• **WRITTEN INSTRUCTION**
Restate the whole listing word for word. Pictures are left out.

• **GIVEN DATA**
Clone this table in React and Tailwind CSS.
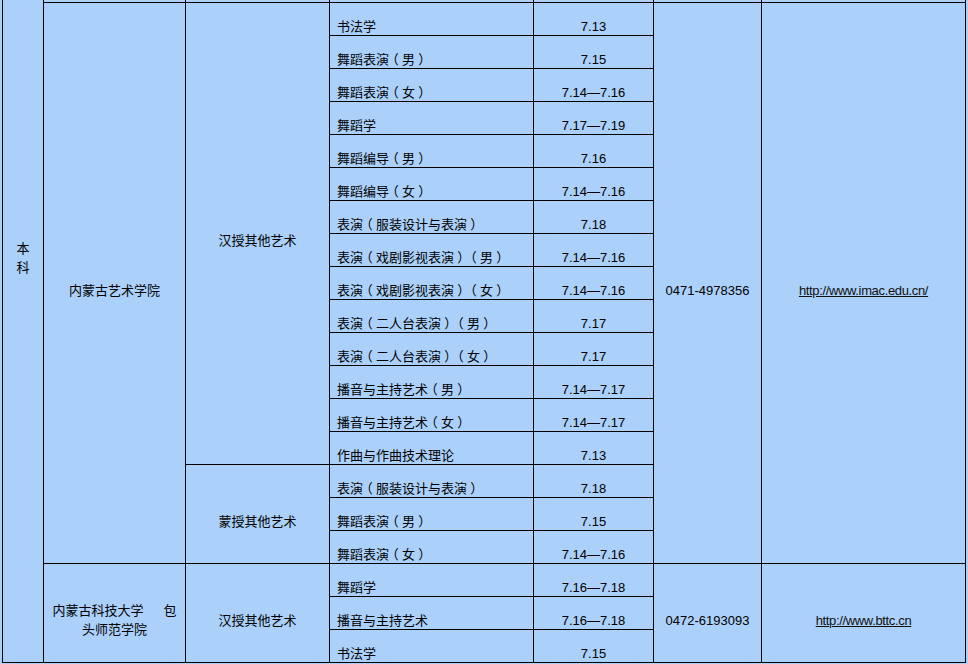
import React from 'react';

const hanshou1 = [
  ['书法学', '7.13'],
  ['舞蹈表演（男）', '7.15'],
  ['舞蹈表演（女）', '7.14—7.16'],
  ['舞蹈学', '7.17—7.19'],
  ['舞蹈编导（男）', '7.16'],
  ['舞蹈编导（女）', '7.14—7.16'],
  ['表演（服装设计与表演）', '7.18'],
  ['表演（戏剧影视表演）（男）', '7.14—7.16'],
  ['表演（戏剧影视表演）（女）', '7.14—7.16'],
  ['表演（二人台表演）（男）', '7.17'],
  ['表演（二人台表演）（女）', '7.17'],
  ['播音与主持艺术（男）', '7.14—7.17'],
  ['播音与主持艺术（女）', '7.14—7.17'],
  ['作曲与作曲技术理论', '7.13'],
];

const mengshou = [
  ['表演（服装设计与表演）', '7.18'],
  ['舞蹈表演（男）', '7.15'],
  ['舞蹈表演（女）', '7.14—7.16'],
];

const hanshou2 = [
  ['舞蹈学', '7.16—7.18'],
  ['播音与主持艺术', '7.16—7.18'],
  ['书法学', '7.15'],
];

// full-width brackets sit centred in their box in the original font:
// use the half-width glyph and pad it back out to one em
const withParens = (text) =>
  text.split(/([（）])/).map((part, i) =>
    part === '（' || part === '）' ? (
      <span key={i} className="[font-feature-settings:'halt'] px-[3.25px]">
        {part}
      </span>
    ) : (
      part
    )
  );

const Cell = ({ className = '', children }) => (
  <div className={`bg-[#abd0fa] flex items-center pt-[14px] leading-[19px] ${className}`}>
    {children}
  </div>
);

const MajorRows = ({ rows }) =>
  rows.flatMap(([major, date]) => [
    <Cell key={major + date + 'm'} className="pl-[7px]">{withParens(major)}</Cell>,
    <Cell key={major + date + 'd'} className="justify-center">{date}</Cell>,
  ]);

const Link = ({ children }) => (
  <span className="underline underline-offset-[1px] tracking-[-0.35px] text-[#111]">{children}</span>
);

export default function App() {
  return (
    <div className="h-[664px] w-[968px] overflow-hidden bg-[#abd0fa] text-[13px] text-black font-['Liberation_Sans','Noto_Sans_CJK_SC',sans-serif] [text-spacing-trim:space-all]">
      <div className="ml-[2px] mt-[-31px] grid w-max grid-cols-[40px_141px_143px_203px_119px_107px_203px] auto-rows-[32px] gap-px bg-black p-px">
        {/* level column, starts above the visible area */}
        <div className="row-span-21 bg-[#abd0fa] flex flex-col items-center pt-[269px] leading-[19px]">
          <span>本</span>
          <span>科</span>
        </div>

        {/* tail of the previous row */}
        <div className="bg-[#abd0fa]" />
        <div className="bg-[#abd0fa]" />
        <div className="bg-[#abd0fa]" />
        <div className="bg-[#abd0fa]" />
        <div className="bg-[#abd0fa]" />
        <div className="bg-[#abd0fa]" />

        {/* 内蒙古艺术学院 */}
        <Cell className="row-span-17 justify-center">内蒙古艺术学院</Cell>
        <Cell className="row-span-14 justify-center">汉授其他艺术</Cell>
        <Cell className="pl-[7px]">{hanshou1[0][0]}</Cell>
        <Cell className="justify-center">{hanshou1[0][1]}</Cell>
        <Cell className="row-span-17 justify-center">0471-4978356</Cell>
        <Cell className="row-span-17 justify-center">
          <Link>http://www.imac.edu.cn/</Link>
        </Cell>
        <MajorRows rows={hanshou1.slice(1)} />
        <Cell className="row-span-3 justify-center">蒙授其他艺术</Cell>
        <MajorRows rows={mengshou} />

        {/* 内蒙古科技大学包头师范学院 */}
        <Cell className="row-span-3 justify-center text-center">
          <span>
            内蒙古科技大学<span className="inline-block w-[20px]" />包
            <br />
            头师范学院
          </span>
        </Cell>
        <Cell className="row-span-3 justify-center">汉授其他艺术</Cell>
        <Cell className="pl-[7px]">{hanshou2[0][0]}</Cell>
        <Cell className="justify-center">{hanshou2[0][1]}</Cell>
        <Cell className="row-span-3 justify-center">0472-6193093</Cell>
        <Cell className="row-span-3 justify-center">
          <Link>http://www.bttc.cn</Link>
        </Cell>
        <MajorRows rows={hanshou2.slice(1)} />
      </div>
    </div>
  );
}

• **SOLVED EXERCISE**
Clone this table in React and Tailwind CSS.
import React from 'react';

const hanshou1 = [
  ['书法学', '7.13'],
  ['舞蹈表演（男）', '7.15'],
  ['舞蹈表演（女）', '7.14—7.16'],
  ['舞蹈学', '7.17—7.19'],
  ['舞蹈编导（男）', '7.16'],
  ['舞蹈编导（女）', '7.14—7.16'],
  ['表演（服装设计与表演）', '7.18'],
  ['表演（戏剧影视表演）（男）', '7.14—7.16'],
  ['表演（戏剧影视表演）（女）', '7.14—7.16'],
  ['表演（二人台表演）（男）', '7.17'],
  ['表演（二人台表演）（女）', '7.17'],
  ['播音与主持艺术（男）', '7.14—7.17'],
  ['播音与主持艺术（女）', '7.14—7.17'],
  ['作曲与作曲技术理论', '7.13'],
];

const mengshou = [
  ['表演（服装设计与表演）', '7.18'],
  ['舞蹈表演（男）', '7.15'],
  ['舞蹈表演（女）', '7.14—7.16'],
];

const hanshou2 = [
  ['舞蹈学', '7.16—7.18'],
  ['播音与主持艺术', '7.16—7.18'],
  ['书法学', '7.15'],
];

// full-width brackets sit centred in their box in the original font:
// use the half-width glyph and pad it back out to one em
const withParens = (text) =>
  text.split(/([（）])/).map((part, i) =>
    part === '（' || part === '）' ? (
      <span key={i} className="[font-feature-settings:'halt'] px-[3.25px]">
        {part}
      </span>
    ) : (
      part
    )
  );

const Cell = ({ className = '', children }) => (
  <div className={`bg-[#abd0fa] flex items-center pt-[14px] leading-[19px] ${className}`}>
    {children}
  </div>
);

const MajorRows = ({ rows }) =>
  rows.flatMap(([major, date]) => [
    <Cell key={major + date + 'm'} className="pl-[7px]">{withParens(major)}</Cell>,
    <Cell key={major + date + 'd'} className="justify-center">{date}</Cell>,
  ]);

const Link = ({ children }) => (
  <span className="underline underline-offset-[1px] tracking-[-0.35px] text-[#111]">{children}</span>
);

export default function App() {
  return (
    <div className="h-[664px] w-[968px] overflow-hidden bg-[#abd0fa] text-[13px] text-black font-['Liberation_Sans','Noto_Sans_CJK_SC',sans-serif] [text-spacing-trim:space-all]">
      <div className="ml-[2px] mt-[-31px] grid w-max grid-cols-[40px_141px_143px_203px_119px_107px_203px] auto-rows-[32px] gap-px bg-black p-px">
        {/* level column, starts above the visible area */}
        <div className="row-span-21 bg-[#abd0fa] flex flex-col items-center pt-[269px] leading-[19px]">
          <span>本</span>
          <span>科</span>
        </div>

        {/* tail of the previous row */}
        <div className="bg-[#abd0fa]" />
        <div className="bg-[#abd0fa]" />
        <div className="bg-[#abd0fa]" />
        <div className="bg-[#abd0fa]" />
        <div className="bg-[#abd0fa]" />
        <div className="bg-[#abd0fa]" />

        {/* 内蒙古艺术学院 */}
        <Cell className="row-span-17 justify-center">内蒙古艺术学院</Cell>
        <Cell className="row-span-14 justify-center">汉授其他艺术</Cell>
        <Cell className="pl-[7px]">{hanshou1[0][0]}</Cell>
        <Cell className="justify-center">{hanshou1[0][1]}</Cell>
        <Cell className="row-span-17 justify-center">0471-4978356</Cell>
        <Cell className="row-span-17 justify-center">
          <Link>http://www.imac.edu.cn/</Link>
        </Cell>
        <MajorRows rows={hanshou1.slice(1)} />
        <Cell className="row-span-3 justify-center">蒙授其他艺术</Cell>
        <MajorRows rows={mengshou} />

        {/* 内蒙古科技大学包头师范学院 */}
        <Cell className="row-span-3 justify-center text-center">
          <span>
            内蒙古科技大学<span className="inline-block w-[20px]" />包
            <br />
            头师范学院
          </span>
        </Cell>
        <Cell className="row-span-3 justify-center">汉授其他艺术</Cell>
        <Cell className="pl-[7px]">{hanshou2[0][0]}</Cell>
        <Cell className="justify-center">{hanshou2[0][1]}</Cell>
        <Cell className="row-span-3 justify-center">0472-6193093</Cell>
        <Cell className="row-span-3 justify-center">
          <Link>http://www.bttc.cn</Link>
        </Cell>
        <MajorRows rows={hanshou2.slice(1)} />
      </div>
    </div>
  );
}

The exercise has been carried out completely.